>> >> > We are running, Centos 4.8 on SuperMicro SYS-6026T-3RF with 2xIntel
>> >> > Xeon E5630 and 8xKingston KVR1333D3D4R9S/4G
>> >> >
>> >> > For some time we have lots of MCE in mcelog and we cant find out
>> >> > the reason.
>> >>
>> >> The only thing that shows there (when it shows, since sometimes it
>> >> doesn't seem to) is a hardware error. You *WILL* be replacing
>> >> hardware, sometime soon, like yesterday.
>> <snip>
>> >> Bad news: you have *two* DIMMs failing, one associated with the
>> >> physical CPU that has core 53, and another associated with the
physical CPU
>> >> that has cores 32-35.
>> <snip, memory reseating>
>> > Now we are just waiting will there be errors again.
>>
>> I'm sure there will. Reseating the memory may have done something, but
>> there will, I'll wager.
>
> mark, you are absolutely right :) Approximetely 1h ago errors appeared.

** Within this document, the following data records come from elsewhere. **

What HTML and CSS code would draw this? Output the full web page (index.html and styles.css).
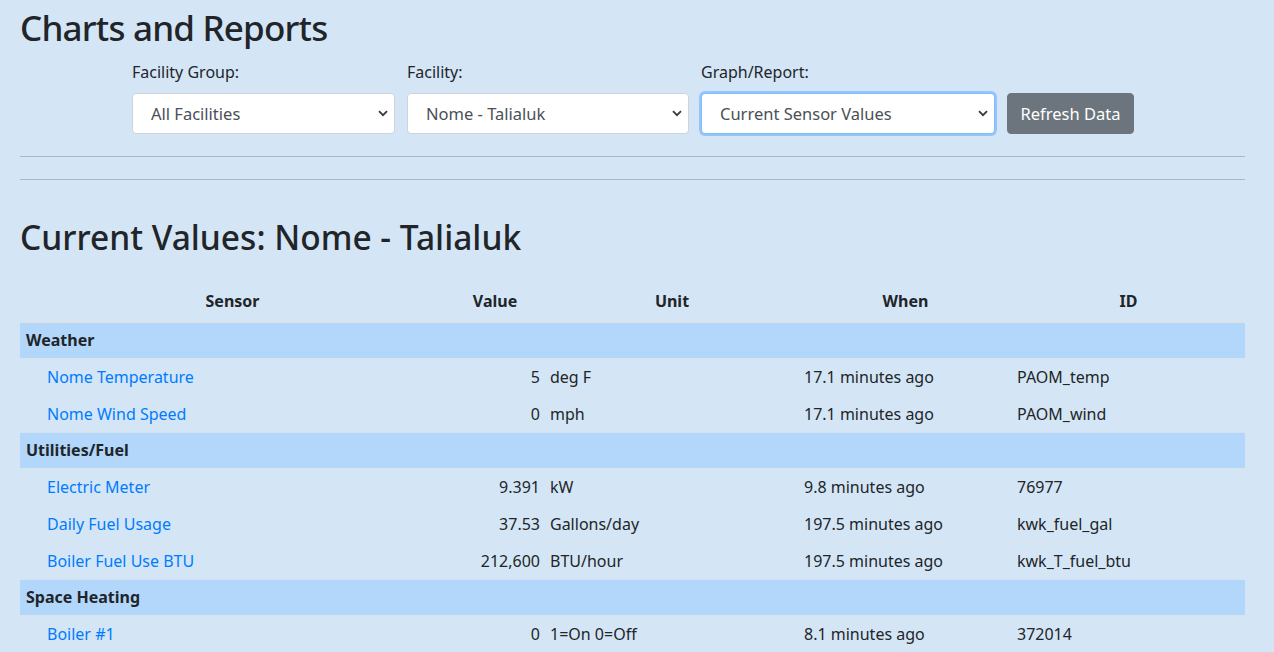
FILE: index.html
```html
<!DOCTYPE html>
<html lang="en">
<head>
<meta charset="utf-8">
<title>Charts and Reports</title>
<link rel="stylesheet" href="styles.css">
</head>
<body>
<div class="page">
  <h1 class="title">Charts and Reports</h1>
  <form class="controls">
    <div class="field field-group">
      <label class="label">Facility Group:</label>
      <select class="select"><option>All Facilities</option></select>
    </div>
    <div class="field field-facility">
      <label class="label">Facility:</label>
      <select class="select"><option>Nome - Talialuk</option></select>
    </div>
    <div class="field field-report">
      <label class="label">Graph/Report:</label>
      <select class="select select-focus"><option>Current Sensor Values</option></select>
    </div>
    <div class="field field-btn">
      <button type="button" class="btn">Refresh Data</button>
    </div>
  </form>
  <hr class="rule">
  <hr class="rule rule-second">
  <h2 class="subtitle">Current Values: Nome - Talialuk</h2>
  <table class="values">
    <colgroup>
      <col class="c-sensor"><col class="c-value"><col class="c-unit"><col class="c-when"><col class="c-id">
    </colgroup>
    <thead>
      <tr><th>Sensor</th><th>Value</th><th>Unit</th><th>When</th><th>ID</th></tr>
    </thead>
    <tbody>
      <tr class="group"><td colspan="5">Weather</td></tr>
      <tr><td class="sensor"><a href="#">Nome Temperature</a></td><td class="num">5</td><td>deg F</td><td>17.1 minutes ago</td><td>PAOM_temp</td></tr>
      <tr><td class="sensor"><a href="#">Nome Wind Speed</a></td><td class="num">0</td><td>mph</td><td>17.1 minutes ago</td><td>PAOM_wind</td></tr>
      <tr class="group"><td colspan="5">Utilities/Fuel</td></tr>
      <tr><td class="sensor"><a href="#">Electric Meter</a></td><td class="num">9.391</td><td>kW</td><td>9.8 minutes ago</td><td>76977</td></tr>
      <tr><td class="sensor"><a href="#">Daily Fuel Usage</a></td><td class="num">37.53</td><td>Gallons/day</td><td>197.5 minutes ago</td><td>kwk_fuel_gal</td></tr>
      <tr><td class="sensor"><a href="#">Boiler Fuel Use BTU</a></td><td class="num">212,600</td><td>BTU/hour</td><td>197.5 minutes ago</td><td>kwk_T_fuel_btu</td></tr>
      <tr class="group"><td colspan="5">Space Heating</td></tr>
      <tr><td class="sensor"><a href="#">Boiler #1</a></td><td class="num">0</td><td>1=On 0=Off</td><td>8.1 minutes ago</td><td>372014</td></tr>
    </tbody>
  </table>
</div>
</body>
</html>
```
FILE: styles.css
```css
html, body {
  margin: 0;
  padding: 0;
  background: #d4e6f5;
}
body {
  font-family: "Noto Sans", "Open Sans", sans-serif;
  font-size: 16px;
  line-height: 24px;
  color: #212529;
}
.page {
  padding: 0 29px 0 20px;
}
.title {
  margin: 4px 0 0 0;
  font-size: 35px;
  line-height: 48px;
  font-weight: 500;
  letter-spacing: -0.8px;
}
.controls {
  display: flex;
  align-items: flex-end;
  gap: 12px;
  margin: 8px 0 0 112px;
}
.field {
  display: flex;
  flex-direction: column;
}
.field-group { width: 263px; }
.field-facility { width: 282px; }
.field-report { width: 294px; }
.label {
  display: block;
  margin-bottom: 9px;
  font-size: 16px;
  line-height: 24px;
}
.select {
  appearance: none;
  -webkit-appearance: none;
  height: 41px;
  box-sizing: border-box;
  padding: 0 30px 0 18px;
  font-family: inherit;
  font-size: 16.5px;
  color: #495057;
  background-color: #fff;
  background-image: url("data:image/svg+xml,%3Csvg xmlns='http://www.w3.org/2000/svg' width='10' height='7' viewBox='0 0 10 7'%3E%3Cpath d='M1 1.2l4 4 4-4' fill='none' stroke='%23343a40' stroke-width='1.8'/%3E%3C/svg%3E");
  background-repeat: no-repeat;
  background-position: right 6px center;
  background-size: 10px 7px;
  border: 1px solid #ced4da;
  border-radius: 4px;
}
.select-focus {
  border-color: #80bdff;
  box-shadow: 0 0 0 2px rgba(0, 123, 255, 0.3);
  outline: none;
}
.btn {
  height: 41px;
  width: 127px;
  font-family: inherit;
  font-size: 16.5px;
  color: #fff;
  background: #6c757d;
  border: 1px solid #6c757d;
  border-radius: 4px;
  padding: 0;
}
.rule {
  margin: 22px 0 0 0;
  border: 0;
  border-top: 1px solid #a9b8c5;
  height: 0;
}
.rule-second {
  margin-top: 22px;
}
.subtitle {
  margin: 37px 0 0 0;
  font-size: 33.5px;
  line-height: 40px;
  font-weight: 500;
}
.values {
  margin-top: 24px;
  width: 1225px;
  border-collapse: collapse;
  table-layout: fixed;
}
.c-sensor { width: 425px; }
.c-value { width: 100px; }
.c-unit { width: 254px; }
.c-when { width: 213px; }
.c-id { width: 233px; }
.values th {
  font-weight: 700;
  text-align: center;
  padding: 7px 6px 8px;
  border-top: 1px solid #dee2e6;
  border-bottom: 2px solid #dee2e6;
}
.values td {
  padding: 6px 5px 6px 5px;
  border-top: 1px solid #d9e3ec;
  text-align: left;
  white-space: nowrap;
}
.values td.sensor {
  padding-left: 27px;
}
.values td.num {
  text-align: right;
}
.values tr.group td {
  background: #b3d7fb;
  font-weight: 700;
  padding: 5px 6px 6px;
  border-top: 1px solid #d1e2f1;
}
.values a {
  color: #007bff;
  text-decoration: none;
}
```
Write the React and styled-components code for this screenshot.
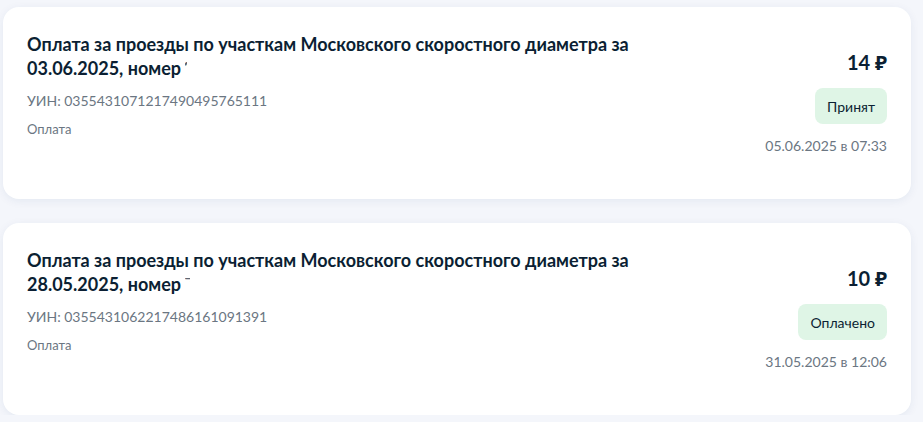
import React from 'react';
import styled, { createGlobalStyle } from 'styled-components';

const GlobalStyle = createGlobalStyle`
  body {
    margin: 0;
    background: #f4f6fb;
    font-family: Lato, "Noto Sans", sans-serif;
    color: #0b1f33;
  }
`;

const List = styled.div`
  display: flex;
  flex-direction: column;
  gap: 24px;
  padding: 7px 12px 0 3px;
`;

const Card = styled.div`
  display: flex;
  justify-content: space-between;
  min-height: 192px;
  box-sizing: border-box;
  padding: 25px 24px 24px 24px;
  background: #fff;
  border-radius: 16px;
  box-shadow: 0 2px 10px rgba(20, 50, 110, 0.07);
`;

const Info = styled.div`
  display: flex;
  flex-direction: column;
  max-width: 640px;
`;

const Title = styled.div`
  font-size: 18px;
  font-weight: 700;
  line-height: 24px;
  color: #0b1f33;
`;

/* the number is masked in the source; only the top of its first digit peeks out */
const Masked = styled.span`
  display: inline-block;
  vertical-align: top;
  height: 4px;
  width: ${p => p.$w}px;
  margin-top: 6px;
  overflow: hidden;
`;

const MaskedDigit = styled.span`
  display: block;
  margin-top: -6px;
  margin-left: ${p => p.$shift}px;
  color: #5d6672;
`;

const Uin = styled.div`
  margin-top: 11px;
  font-size: 14px;
  line-height: 20px;
  color: #6b7682;
`;

const Kind = styled.div`
  margin-top: 8px;
  font-size: 13px;
  line-height: 20px;
  color: #6b7682;
`;

const Side = styled.div`
  display: flex;
  flex-direction: column;
  align-items: flex-end;
  justify-content: center;
  margin-top: -1px;
`;

const Price = styled.div`
  font-size: 20px;
  font-weight: 700;
  line-height: 24px;
`;

const Badge = styled.div`
  margin-top: 14px;
  height: 36px;
  display: flex;
  align-items: center;
  padding: 0 12px;
  border-radius: 8px;
  background: #dff5e6;
  font-size: 14px;
  color: #0b1f33;
`;

const Date = styled.div`
  margin-top: 12px;
  font-size: 14px;
  line-height: 20px;
  color: #6b7682;
`;

const payments = [
  {
    date: '03.06.2025',
    tail: '1',
    tailW: 2,
    tailShift: -3,
    uin: '0355431071217490495765111',
    price: '14 ₽',
    status: 'Принят',
    at: '05.06.2025 в 07:33',
  },
  {
    date: '28.05.2025',
    tail: '7',
    tailW: 5,
    tailShift: -1,
    uin: '0355431062217486161091391',
    price: '10 ₽',
    status: 'Оплачено',
    at: '31.05.2025 в 12:06',
  },
];

export default function App() {
  return (
    <>
      <GlobalStyle />
      <List>
        {payments.map(p => (
          <Card key={p.uin}>
            <Info>
              <Title>
                Оплата за проезды по участкам Московского скоростного диаметра за {p.date}, номер{' '}
                <Masked $w={p.tailW}>
                  <MaskedDigit $shift={p.tailShift}>{p.tail}</MaskedDigit>
                </Masked>
              </Title>
              <Uin>УИН: {p.uin}</Uin>
              <Kind>Оплата</Kind>
            </Info>
            <Side>
              <Price>{p.price}</Price>
              <Badge>{p.status}</Badge>
              <Date>{p.at}</Date>
            </Side>
          </Card>
        ))}
      </List>
    </>
  );
}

> They appeared only once since reboot, but they r back. Hi there :(
>
> The good idea is that CPU numbers changed, so now we have cpu 1,2,3 and
> 18,19,20,21.We definetely moved "broken" modules to another slots.
> Anyway bad dimm is really a good news for us instead of e.g. motherboard.
<snip>
> Is it possible to determine which physical dimms correspond to those cpus
> noticed in mce messagees? We have two rows of slots(6 slot for each row)
> one for cpu1 and second for cpu2. Used slots marked as
> cpu1-a1,cpu1-a2,cpu1-a3,cpu1-b1 and cpu2-a1,cpu2-a2,cpu2-a3,cpu2-b1.
>
> I remeber that you adviced to divide cpu number on physical core count. We
> have 2 quad core proc, so 8 cpu. 1/8=0 Is it cpu-a1 slot or depends on
> situation? I hope we will find those bustards ourselvs but hint would be
> great.
>
> And one more thing i cant funderstand ... if there is,say, 8 "cpu numbers"
> per each memory module(in our situation), why we see only 4 numbers and
> not 8 e.g. 0,1,2,3,4,5,6,7 ?
I'm now confused about a lot: originally, you mentioned 53 - 57, was it?
That doesn't add up, since you say you have 2 quad core processors, for a
total of 8 cpus, and each of those processors have 6 banks, which would
mean each processor should only see six (directly). Where I'm confused is
how you could have cores 32-35, or 53-whatsit, when you only have 8 cores
in two processors.
2 cpu each 8 cores and HT support. So 16 at max i think. for such way is it ok?
I really lost the idea line with those cpu to memory bank mappings...